Kushner's Key Ideas on How to Build Real Success
Kushner doesn't do TED talks or post motivational content. His philosophy shows up in his track record instead. A few things stand out consistently. He treats relationships as assets with a long shelf life - the trust he built with Middle Eastern leaders during the Abraham Accords years eventually unlocked billions in private equity capital. He takes asymmetric risks: borrow big, put up little equity, and control something much larger than your own cash would allow. He diversifies early and often - apartments, newspapers, tech startups, sovereign wealth deals - so no single sector can sink him. And he operates with a low profile, letting the outcomes speak rather than the press releases.

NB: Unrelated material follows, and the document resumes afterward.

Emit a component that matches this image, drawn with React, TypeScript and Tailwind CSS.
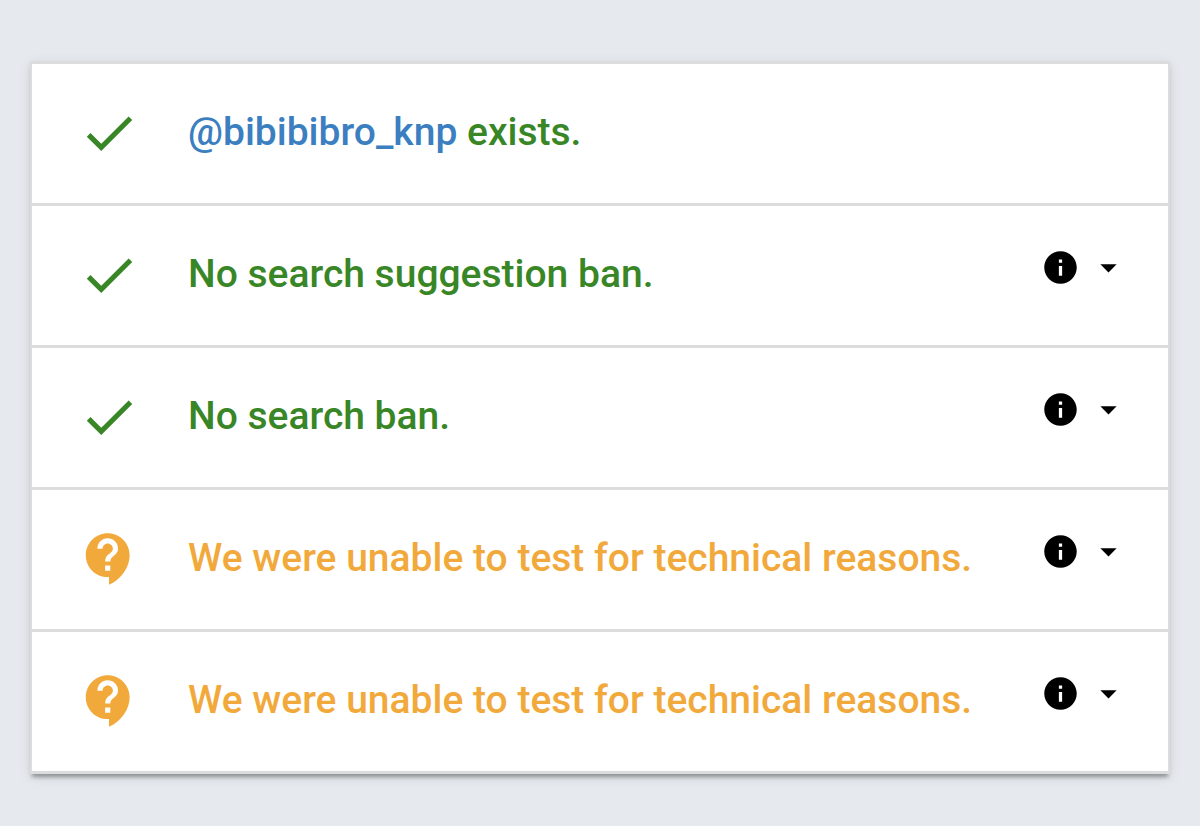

Whatever you think of his politics or his connections, the numbers tell a consistent story. Jared Kushner net worth didn't appear overnight - it was built deal by deal, starting with $20 million while he was still in school, through a White House tenure that reshaped his network, and into a private equity empire that now touches everything from Miami real estate to Saudi Arabia's gaming ambitions. The man moves quietly. But he moves far.